Greg Brooks, Crew Target $3 Billion Platinum Treasure from WWII Shipwreck
Greg Brooks, a shipwreck hunter from Sub Sea Research, in Gorham, Maine, and his crew are targeting a $3 billion platinum treasure on a sunken World War II merchant ship destroyed by a German U-boat off Cape Cod.
Brooks told The Associated Press that the ship wreck is in 700 feet of water 50 miles offshore. The wreck is said to be that of the Port Nicholson, a British vessel that was torpedoed in 1942. Brooks said he and his crew positively identified the hull number using an underwater camera.
I'm going to get it, one way or another, even if I have to lift the ship out of the water, Brooks said. He added that a federal court judge has granted him the salvage rights.
The ship wreck hunter and his crew are expected to begin salvage operations this month or early March. They will do so on board a 220-foot vessel called Sea Hunter and will get help from a remotely operated underwater vessel.
Brooks has reportedly been in the shipwreck business for almost 20 years. His biggest find, according to The AP, came from a pirate ship near Puerto Rico.

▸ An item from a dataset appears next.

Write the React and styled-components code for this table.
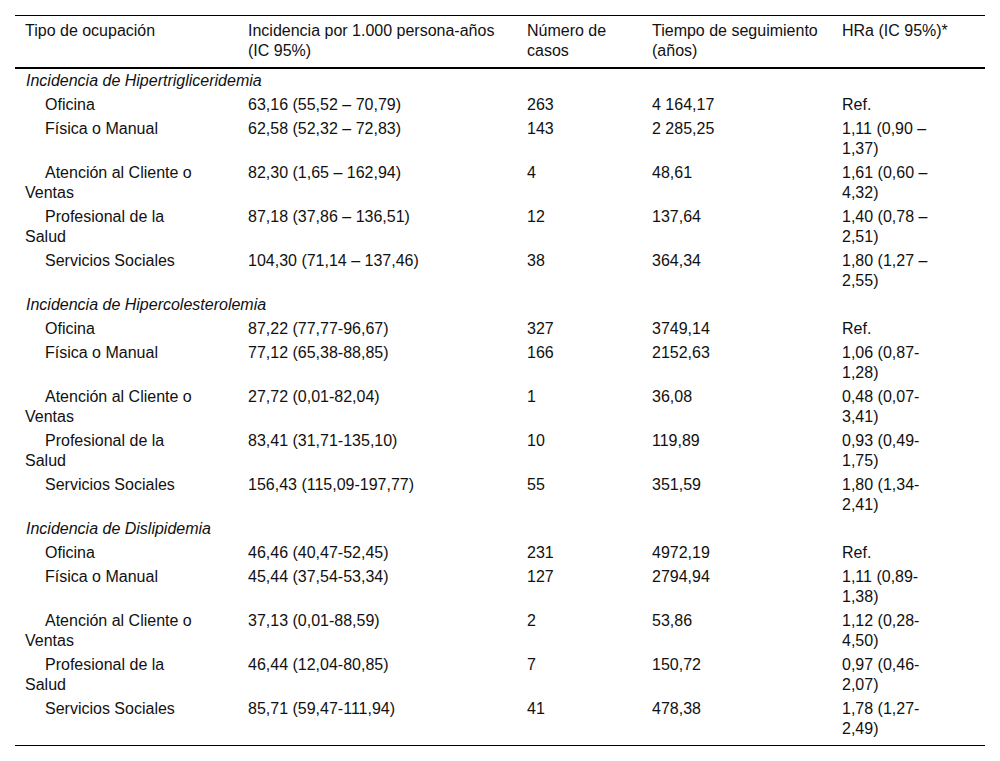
import React from 'react';
import styled, { createGlobalStyle } from 'styled-components';

const sections = [
  {
    title: 'Incidencia de Hipertrigliceridemia',
    rows: [
      ['Oficina', '63,16 (55,52 – 70,79)', '263', '4 164,17', 'Ref.'],
      ['Física o Manual', '62,58 (52,32 – 72,83)', '143', '2 285,25', '1,11 (0,90 – 1,37)'],
      ['Atención al Cliente o Ventas', '82,30 (1,65 – 162,94)', '4', '48,61', '1,61 (0,60 – 4,32)'],
      ['Profesional de la Salud', '87,18 (37,86 – 136,51)', '12', '137,64', '1,40 (0,78 – 2,51)'],
      ['Servicios Sociales', '104,30 (71,14 – 137,46)', '38', '364,34', '1,80 (1,27 – 2,55)'],
    ],
  },
  {
    title: 'Incidencia de Hipercolesterolemia',
    rows: [
      ['Oficina', '87,22 (77,77-96,67)', '327', '3749,14', 'Ref.'],
      ['Física o Manual', '77,12 (65,38-88,85)', '166', '2152,63', '1,06 (0,87-1,28)'],
      ['Atención al Cliente o Ventas', '27,72 (0,01-82,04)', '1', '36,08', '0,48 (0,07-3,41)'],
      ['Profesional de la Salud', '83,41 (31,71-135,10)', '10', '119,89', '0,93 (0,49-1,75)'],
      ['Servicios Sociales', '156,43 (115,09-197,77)', '55', '351,59', '1,80 (1,34-2,41)'],
    ],
  },
  {
    title: 'Incidencia de Dislipidemia',
    rows: [
      ['Oficina', '46,46 (40,47-52,45)', '231', '4972,19', 'Ref.'],
      ['Física o Manual', '45,44 (37,54-53,34)', '127', '2794,94', '1,11 (0,89-1,38)'],
      ['Atención al Cliente o Ventas', '37,13 (0,01-88,59)', '2', '53,86', '1,12 (0,28-4,50)'],
      ['Profesional de la Salud', '46,44 (12,04-80,85)', '7', '150,72', '0,97 (0,46-2,07)'],
      ['Servicios Sociales', '85,71 (59,47-111,94)', '41', '478,38', '1,78 (1,27-2,49)'],
    ],
  },
];

const headers = [
  'Tipo de ocupación',
  'Incidencia por 1.000 persona-años (IC 95%)',
  'Número de casos',
  'Tiempo de seguimiento (años)',
  'HRa (IC 95%)*',
];

// column widths and right paddings, so lines wrap as in the printed table
const colWidths = [223, 279, 125, 190, 153];
const padRight = [36, 9, 12, 6, 33];

const App = () => {
  return (
    <>
      <GlobalStyle />
      <Table>
        <colgroup>
          {colWidths.map((w, i) => (
            <col key={i} style={{ width: w }} />
          ))}
        </colgroup>
        <thead>
          <tr>
            {headers.map((h, i) => (
              <HeadCell key={h} $pr={padRight[i]}>
                {h}
              </HeadCell>
            ))}
          </tr>
        </thead>
        <tbody>
          {sections.map((section, s) => (
            <React.Fragment key={section.title}>
              <tr>
                <SectionCell colSpan={5}>{section.title}</SectionCell>
              </tr>
              {section.rows.map((row, r) => (
                <BodyRow key={row[0]} $last={s === sections.length - 1 && r === section.rows.length - 1}>
                  {row.map((v, i) => (
                    <Cell key={i} $pr={padRight[i]} $indent={i === 0}>
                      {v}
                    </Cell>
                  ))}
                </BodyRow>
              ))}
            </React.Fragment>
          ))}
        </tbody>
      </Table>
    </>
  );
};

const GlobalStyle = createGlobalStyle`
  body {
    margin: 0;
    background: #fff;
    font-family: "Liberation Sans", Arial, sans-serif;
    color: #111;
  }
`;

const Table = styled.table`
  margin: 15px;
  width: 970px;
  table-layout: fixed;
  border-collapse: collapse;
  border-top: 1px solid #000;
  border-bottom: 1px solid #000;
  font-size: 16px;
  line-height: 20px;
`;

const HeadCell = styled.th`
  text-align: left;
  font-weight: normal;
  vertical-align: top;
  padding: 5px ${({ $pr }) => $pr}px 6px 10px;
  border-bottom: 2px solid #000;
`;

const SectionCell = styled.td`
  font-style: italic;
  padding: 2px 10px 2px 11px;
`;

const BodyRow = styled.tr`
  td {
    padding-bottom: ${({ $last }) => ($last ? '6px' : '2px')};
  }
`;

const Cell = styled.td`
  vertical-align: top;
  padding: 2px ${({ $pr }) => $pr}px 2px 10px;
  text-indent: ${({ $indent }) => ($indent ? '20px' : '0')};
`;

export default App;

The load of platinum that the Port Nicholson was reportedly carrying could be the richest pile ever discovered at the bottom of the sea, The AP reported. Brooks told the news organization that the Port Nicholson was travelling from Nova Scotia to New York with 71 tons of platinum when it was destroyed.
The shipment of platinum was intended as payment from the Soviet Union to the United States, Brooks said.